For about the first year or so I was pretty much moving all the time. I didn't want to give myself time to panic or think or listen for the noise. I was always running, and yes it was exhausting but I promise you, it didn't last forever. Nowadays I spend a lot of time in bed thanks to my other condition, and the tinnitus is barely an issue. I never ever ever ever thought this would be possible for me, but it happened.
At the end of year one I was anxious and strung out and exhausted, but I felt like I had some measure of control over everything, and I was starting to enjoy aspects of my life again.
During year two the tinnitus became less and less of an issue for me. I still had spikes where I was quite distressed, but I got better at dealing with them and I trusted them to pass. My last bad spike was a year ago now, at the end of year two. I really felt like I was back at square one, but it did pass, and I feel like those days are behind me now.
Just remember that recovery is extremely non linear, and you will have days where you feel like you've made no progress at all, but I promise you, year on year things will get better.
It's amazing to me that a few years ago I wanted to get cancer and die, and now I have the same tinnitus but I barely think about it.

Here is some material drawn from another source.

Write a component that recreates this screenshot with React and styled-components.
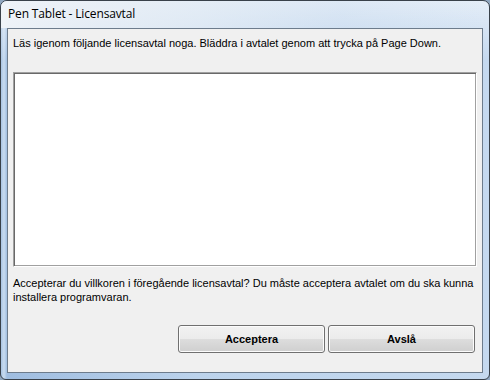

We are so much stronger and more adaptable than we imagine.
I want to thank
@I who love music aka Terry for telling his story and for always being here with encouragement and
@billie48 for telling his incredible story, which I read over and over and over on bad days, as well as all the other people who pep talked me and offered support when I truly felt I was losing my mind.
To the people who are new to this and still struggling, I want to say I see you and I know how much it sucks, but please understand that one day this will just be a bad memory. The brain is an incredible thing, and you can and will adjust. It just takes lots and lots of time and patience.
In terms of what I actually did, well I tried everything but I think the keys for me were:
White noise/background noise. In the first year I found all the white noise type things so annoying that I thought just listening to the tinnitus would be preferable. This was a mistake. With time and patience and trying different things I finally got used to having background noise on all the time. I also had to let go of the idea that I would be able to find a noise that could completely cover the tinnitus. On bad days it can find its way through anything, so really your best bet is to just try and dilute the sound and provide something else for your brain to focus on.
Distraction and refocusing. I'm honestly grateful to tinnitus for forcing me to take on a bunch of new hobbies and social activities. Even when all I wanted to do was lie in bed and cry about tinnitus, I would force myself to do activities, and slowly slowly the interest and pleasure in other things came back.
Understanding that tinnitus is a disorder of attention, and ultimately you are the one in control. This is so hard to accept at first, but it's so so important. The more anxious attention you give to the tinnitus, the worse it will be. That's just a fact. You can make it the main focus of your life, or you can fill your life with other things and allow tinnitus to be an annoying but small nuisance in the background.
Time. Can't emphasize this enough. This shit takes time. You're essentially retraining your brain, and it's not something you can just do. It can take months and years of slowly adjusting to this new normal. But you will get there. I promise!
Love and good thoughts to everyone here.